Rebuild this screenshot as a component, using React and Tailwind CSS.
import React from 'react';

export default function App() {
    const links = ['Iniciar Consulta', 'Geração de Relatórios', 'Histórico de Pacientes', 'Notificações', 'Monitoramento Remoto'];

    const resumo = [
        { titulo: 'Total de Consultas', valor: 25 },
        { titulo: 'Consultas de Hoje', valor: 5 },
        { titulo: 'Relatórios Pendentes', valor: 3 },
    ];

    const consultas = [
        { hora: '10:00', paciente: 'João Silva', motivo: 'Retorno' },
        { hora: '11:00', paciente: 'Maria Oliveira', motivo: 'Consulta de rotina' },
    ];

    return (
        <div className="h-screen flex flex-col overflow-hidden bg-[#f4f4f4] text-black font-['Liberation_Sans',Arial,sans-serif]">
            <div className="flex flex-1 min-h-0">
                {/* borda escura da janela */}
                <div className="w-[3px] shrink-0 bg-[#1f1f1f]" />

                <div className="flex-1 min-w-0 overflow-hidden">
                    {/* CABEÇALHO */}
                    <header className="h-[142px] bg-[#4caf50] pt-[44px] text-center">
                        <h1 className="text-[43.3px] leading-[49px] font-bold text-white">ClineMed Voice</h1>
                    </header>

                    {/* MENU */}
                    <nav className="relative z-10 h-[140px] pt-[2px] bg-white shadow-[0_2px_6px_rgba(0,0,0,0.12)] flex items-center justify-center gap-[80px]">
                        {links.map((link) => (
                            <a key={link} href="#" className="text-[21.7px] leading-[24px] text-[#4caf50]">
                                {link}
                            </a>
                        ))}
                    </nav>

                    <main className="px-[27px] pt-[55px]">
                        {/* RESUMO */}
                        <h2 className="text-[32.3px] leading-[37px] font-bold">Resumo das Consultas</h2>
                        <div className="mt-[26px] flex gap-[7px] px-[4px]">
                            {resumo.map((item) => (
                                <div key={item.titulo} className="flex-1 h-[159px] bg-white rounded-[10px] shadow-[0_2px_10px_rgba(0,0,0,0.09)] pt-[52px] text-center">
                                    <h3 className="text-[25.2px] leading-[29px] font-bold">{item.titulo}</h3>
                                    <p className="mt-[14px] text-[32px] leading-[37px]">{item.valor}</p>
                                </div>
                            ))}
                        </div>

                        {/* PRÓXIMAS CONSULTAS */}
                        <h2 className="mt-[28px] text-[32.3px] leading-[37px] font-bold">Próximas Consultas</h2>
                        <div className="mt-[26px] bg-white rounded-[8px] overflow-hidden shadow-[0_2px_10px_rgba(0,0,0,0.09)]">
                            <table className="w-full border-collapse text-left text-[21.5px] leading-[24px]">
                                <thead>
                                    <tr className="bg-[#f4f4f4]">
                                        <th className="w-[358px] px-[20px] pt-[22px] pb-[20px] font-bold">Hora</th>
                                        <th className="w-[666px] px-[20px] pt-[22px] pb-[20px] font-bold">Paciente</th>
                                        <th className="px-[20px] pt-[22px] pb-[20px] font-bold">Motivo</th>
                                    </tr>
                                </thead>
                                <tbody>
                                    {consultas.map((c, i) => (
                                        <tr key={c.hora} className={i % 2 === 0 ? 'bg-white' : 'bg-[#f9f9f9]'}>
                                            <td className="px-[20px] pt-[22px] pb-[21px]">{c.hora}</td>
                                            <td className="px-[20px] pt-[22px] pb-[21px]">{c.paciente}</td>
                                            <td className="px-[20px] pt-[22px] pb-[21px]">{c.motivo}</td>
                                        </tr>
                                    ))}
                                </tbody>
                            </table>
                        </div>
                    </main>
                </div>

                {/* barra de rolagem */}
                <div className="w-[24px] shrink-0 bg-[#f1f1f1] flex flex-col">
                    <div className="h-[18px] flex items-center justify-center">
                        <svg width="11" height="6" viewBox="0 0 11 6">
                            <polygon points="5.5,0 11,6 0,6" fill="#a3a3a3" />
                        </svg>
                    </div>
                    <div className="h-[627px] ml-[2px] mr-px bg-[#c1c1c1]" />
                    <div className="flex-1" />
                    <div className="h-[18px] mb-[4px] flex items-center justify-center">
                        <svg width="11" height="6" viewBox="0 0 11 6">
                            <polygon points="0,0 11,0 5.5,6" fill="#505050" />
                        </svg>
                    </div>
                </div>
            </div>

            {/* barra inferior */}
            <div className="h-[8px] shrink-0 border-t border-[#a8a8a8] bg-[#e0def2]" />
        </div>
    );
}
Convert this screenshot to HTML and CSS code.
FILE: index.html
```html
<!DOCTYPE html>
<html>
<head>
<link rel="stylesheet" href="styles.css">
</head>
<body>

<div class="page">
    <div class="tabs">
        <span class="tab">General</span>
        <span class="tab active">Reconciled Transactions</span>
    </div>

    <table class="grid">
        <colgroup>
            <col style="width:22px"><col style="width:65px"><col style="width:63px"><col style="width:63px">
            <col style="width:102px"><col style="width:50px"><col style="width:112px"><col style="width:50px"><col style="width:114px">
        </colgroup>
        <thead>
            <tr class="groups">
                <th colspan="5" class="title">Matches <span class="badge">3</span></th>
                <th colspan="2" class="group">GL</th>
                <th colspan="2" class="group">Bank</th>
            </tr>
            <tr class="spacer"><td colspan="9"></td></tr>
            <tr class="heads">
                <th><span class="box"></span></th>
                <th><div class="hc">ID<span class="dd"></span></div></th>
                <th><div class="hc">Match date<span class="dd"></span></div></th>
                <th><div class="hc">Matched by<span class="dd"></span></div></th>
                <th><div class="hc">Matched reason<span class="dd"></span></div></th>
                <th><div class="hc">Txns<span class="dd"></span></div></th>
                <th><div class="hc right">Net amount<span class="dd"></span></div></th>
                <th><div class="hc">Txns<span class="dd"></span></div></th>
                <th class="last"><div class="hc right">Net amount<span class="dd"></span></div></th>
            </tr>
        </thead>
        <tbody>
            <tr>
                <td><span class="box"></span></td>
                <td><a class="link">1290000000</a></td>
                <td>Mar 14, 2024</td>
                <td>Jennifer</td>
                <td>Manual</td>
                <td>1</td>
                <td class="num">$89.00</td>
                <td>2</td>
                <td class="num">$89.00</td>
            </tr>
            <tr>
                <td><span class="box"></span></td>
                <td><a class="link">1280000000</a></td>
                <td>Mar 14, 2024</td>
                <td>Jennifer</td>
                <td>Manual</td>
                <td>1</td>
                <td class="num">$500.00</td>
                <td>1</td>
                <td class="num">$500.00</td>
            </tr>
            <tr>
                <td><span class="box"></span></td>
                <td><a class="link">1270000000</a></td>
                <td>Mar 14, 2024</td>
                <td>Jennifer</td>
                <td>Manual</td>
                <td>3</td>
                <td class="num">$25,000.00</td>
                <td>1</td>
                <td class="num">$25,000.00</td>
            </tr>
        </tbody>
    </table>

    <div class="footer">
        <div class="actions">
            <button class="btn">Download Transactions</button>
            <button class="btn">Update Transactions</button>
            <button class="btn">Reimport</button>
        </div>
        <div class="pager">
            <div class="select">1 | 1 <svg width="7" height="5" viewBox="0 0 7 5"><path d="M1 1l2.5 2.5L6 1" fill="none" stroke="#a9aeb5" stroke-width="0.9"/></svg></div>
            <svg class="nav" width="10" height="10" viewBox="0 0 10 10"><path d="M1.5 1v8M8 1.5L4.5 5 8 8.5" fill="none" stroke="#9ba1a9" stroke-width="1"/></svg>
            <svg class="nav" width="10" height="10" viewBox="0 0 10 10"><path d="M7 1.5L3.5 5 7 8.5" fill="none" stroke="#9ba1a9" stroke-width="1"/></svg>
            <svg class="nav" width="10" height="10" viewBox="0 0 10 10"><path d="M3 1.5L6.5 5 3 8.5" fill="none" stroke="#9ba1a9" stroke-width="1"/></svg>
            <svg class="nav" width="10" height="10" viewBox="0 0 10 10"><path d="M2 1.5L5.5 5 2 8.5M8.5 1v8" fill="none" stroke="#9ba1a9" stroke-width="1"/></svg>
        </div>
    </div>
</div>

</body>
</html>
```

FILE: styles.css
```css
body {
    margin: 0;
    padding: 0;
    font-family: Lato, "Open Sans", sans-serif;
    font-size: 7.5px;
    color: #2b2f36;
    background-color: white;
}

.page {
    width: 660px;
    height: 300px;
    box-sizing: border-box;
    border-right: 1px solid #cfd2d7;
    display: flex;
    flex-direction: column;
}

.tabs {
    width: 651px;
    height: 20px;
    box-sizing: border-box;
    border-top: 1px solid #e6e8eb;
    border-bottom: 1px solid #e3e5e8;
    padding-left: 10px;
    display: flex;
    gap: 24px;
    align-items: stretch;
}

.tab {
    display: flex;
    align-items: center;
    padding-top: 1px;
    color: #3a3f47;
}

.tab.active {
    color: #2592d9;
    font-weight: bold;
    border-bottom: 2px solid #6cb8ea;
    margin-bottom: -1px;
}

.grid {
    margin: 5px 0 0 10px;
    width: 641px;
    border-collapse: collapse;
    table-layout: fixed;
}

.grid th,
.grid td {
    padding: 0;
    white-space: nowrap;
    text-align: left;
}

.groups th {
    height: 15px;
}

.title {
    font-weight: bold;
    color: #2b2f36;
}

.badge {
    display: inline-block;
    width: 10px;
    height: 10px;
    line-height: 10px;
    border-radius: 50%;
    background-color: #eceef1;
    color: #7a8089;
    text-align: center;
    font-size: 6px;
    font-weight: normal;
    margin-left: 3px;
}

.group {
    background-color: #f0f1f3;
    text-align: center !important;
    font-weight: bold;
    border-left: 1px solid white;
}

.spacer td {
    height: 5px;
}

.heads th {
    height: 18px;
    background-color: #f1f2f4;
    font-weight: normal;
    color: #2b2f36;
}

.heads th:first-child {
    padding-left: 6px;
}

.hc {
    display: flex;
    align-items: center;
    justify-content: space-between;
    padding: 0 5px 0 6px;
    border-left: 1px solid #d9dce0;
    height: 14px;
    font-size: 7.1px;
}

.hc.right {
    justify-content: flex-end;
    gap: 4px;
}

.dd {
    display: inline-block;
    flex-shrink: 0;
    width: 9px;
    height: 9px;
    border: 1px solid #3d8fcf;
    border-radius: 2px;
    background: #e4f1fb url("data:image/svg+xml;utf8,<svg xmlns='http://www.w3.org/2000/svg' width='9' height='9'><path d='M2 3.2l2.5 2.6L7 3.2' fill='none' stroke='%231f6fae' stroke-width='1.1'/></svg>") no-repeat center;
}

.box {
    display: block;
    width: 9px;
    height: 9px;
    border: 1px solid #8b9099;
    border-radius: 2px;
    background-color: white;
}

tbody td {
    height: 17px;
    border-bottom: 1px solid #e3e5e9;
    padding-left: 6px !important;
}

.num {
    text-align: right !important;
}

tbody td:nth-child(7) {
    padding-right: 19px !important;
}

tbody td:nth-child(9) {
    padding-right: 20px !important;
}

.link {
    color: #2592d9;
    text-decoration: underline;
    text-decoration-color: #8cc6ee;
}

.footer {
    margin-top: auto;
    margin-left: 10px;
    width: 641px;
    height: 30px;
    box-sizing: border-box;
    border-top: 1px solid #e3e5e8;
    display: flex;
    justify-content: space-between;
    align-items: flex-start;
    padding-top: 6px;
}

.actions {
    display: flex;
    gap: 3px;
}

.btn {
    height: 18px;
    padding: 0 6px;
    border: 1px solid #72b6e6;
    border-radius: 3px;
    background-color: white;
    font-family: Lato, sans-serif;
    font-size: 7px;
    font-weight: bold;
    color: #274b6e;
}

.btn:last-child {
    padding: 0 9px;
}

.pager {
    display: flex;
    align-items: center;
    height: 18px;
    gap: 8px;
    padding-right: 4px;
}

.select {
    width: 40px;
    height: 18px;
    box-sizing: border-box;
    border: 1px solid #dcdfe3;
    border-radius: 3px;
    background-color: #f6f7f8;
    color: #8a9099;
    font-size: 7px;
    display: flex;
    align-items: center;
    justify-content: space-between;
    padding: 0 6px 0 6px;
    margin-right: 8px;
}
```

========

- _Written problem_:
Search the records for the word "React" and copy every line where it occurs.

- _The answer_:
Rebuild this screenshot as a component, using React and Tailwind CSS.
import React from 'react';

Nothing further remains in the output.